While many members of the leading American bands harboured secret ambitions to play jazz, which could be satisfied with a discreet four-bar solo between the choruses of a popular melody, jazz might not have been discovered at all had the quest been left entirely to the British dance bands. Fads and gimmicks took months or even years to cross the Atlantic. Tunes travelled more quickly, especially if aided by theatrical revues or (from 1930 onwards) films. But there was still a distinct lag between the two cultures, which could mean that – in a slightly later era – the boom in American swing bands would not be echoed in Britain for the best part of a decade. Many British vocalists sang as if they were wearing the dinner jackets and black ties demanded of the BBC’s newsreaders and announcers.
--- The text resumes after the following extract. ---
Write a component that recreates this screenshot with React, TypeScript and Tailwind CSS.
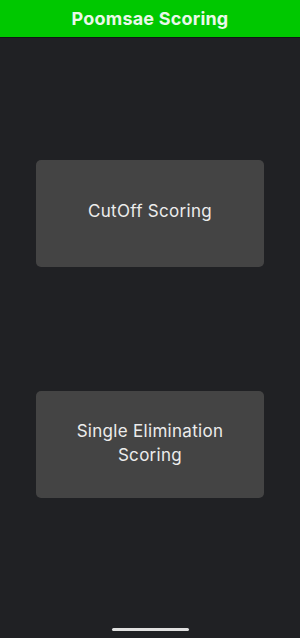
export default function App() {
  return (
    <div className="flex h-[638px] w-full flex-col bg-[#202124] font-['Inter',sans-serif]">
      {/* Header */}
      <div className="flex h-[38px] items-center justify-center border-b border-[#151515] bg-[#00c800]">
        <h1 className="text-[18px] font-bold tracking-[0.2px] text-[#eaf8ea]">Poomsae Scoring</h1>
      </div>

      <div className="flex flex-1 flex-col items-center pt-[122px]">
        <button className="flex h-[107px] w-[228px] items-center justify-center rounded-[5px] bg-[#444444] pb-[3px] text-[17px] tracking-[0.3px] text-[#ececec]">
          CutOff Scoring
        </button>
        <button className="mt-[124px] flex h-[107px] w-[228px] items-center justify-center rounded-[5px] bg-[#444444] px-5 pb-[3px] text-center text-[17px] leading-[24px] tracking-[0.3px] text-[#ececec]">
          Single Elimination Scoring
        </button>
      </div>

      {/* Home indicator */}
      <div className="flex justify-center pb-[7px]">
        <div className="h-[3px] w-[77px] rounded-full bg-[#e0e0e0]" />
      </div>
    </div>
  );
}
But whether or not they betrayed any hint of jazzy arrangements and ‘hot’ playing, the British bands supported a culture that enveloped the most aristocratic and lowly in the land in an orgy of dancing.
Only the richest and best-connected personages on the social scene could expect to hear the Savoy hotel bands in their natural habitat. The nation’s top bands played hotels and nightclubs in London’s West End, because the financial and reputational rewards were so obvious. But beyond the Monseigneur and the Café de Paris, vast crowds were drawn to dance halls, where they were admitted for a few pennies that wouldn’t have bought them a soft drink at the Savoy, while in small towns and villages couples shut their eyes and whirled the foxtrot or the waltz to the sound of a radio or gramophone, imagining themselves ‘up West’ in the company of the Prince of Wales and his chums. As jazz historian Catherine Parsonage explained, ‘The dance hall was the only26 form of entertainment that could rival the cinema and public house [and which] gave women the opportunity to go out and enjoy themselves.’ The licence allowed to women during the First World War, then gradually withdrawn in the first years of peace, was seized back, never to be relinquished.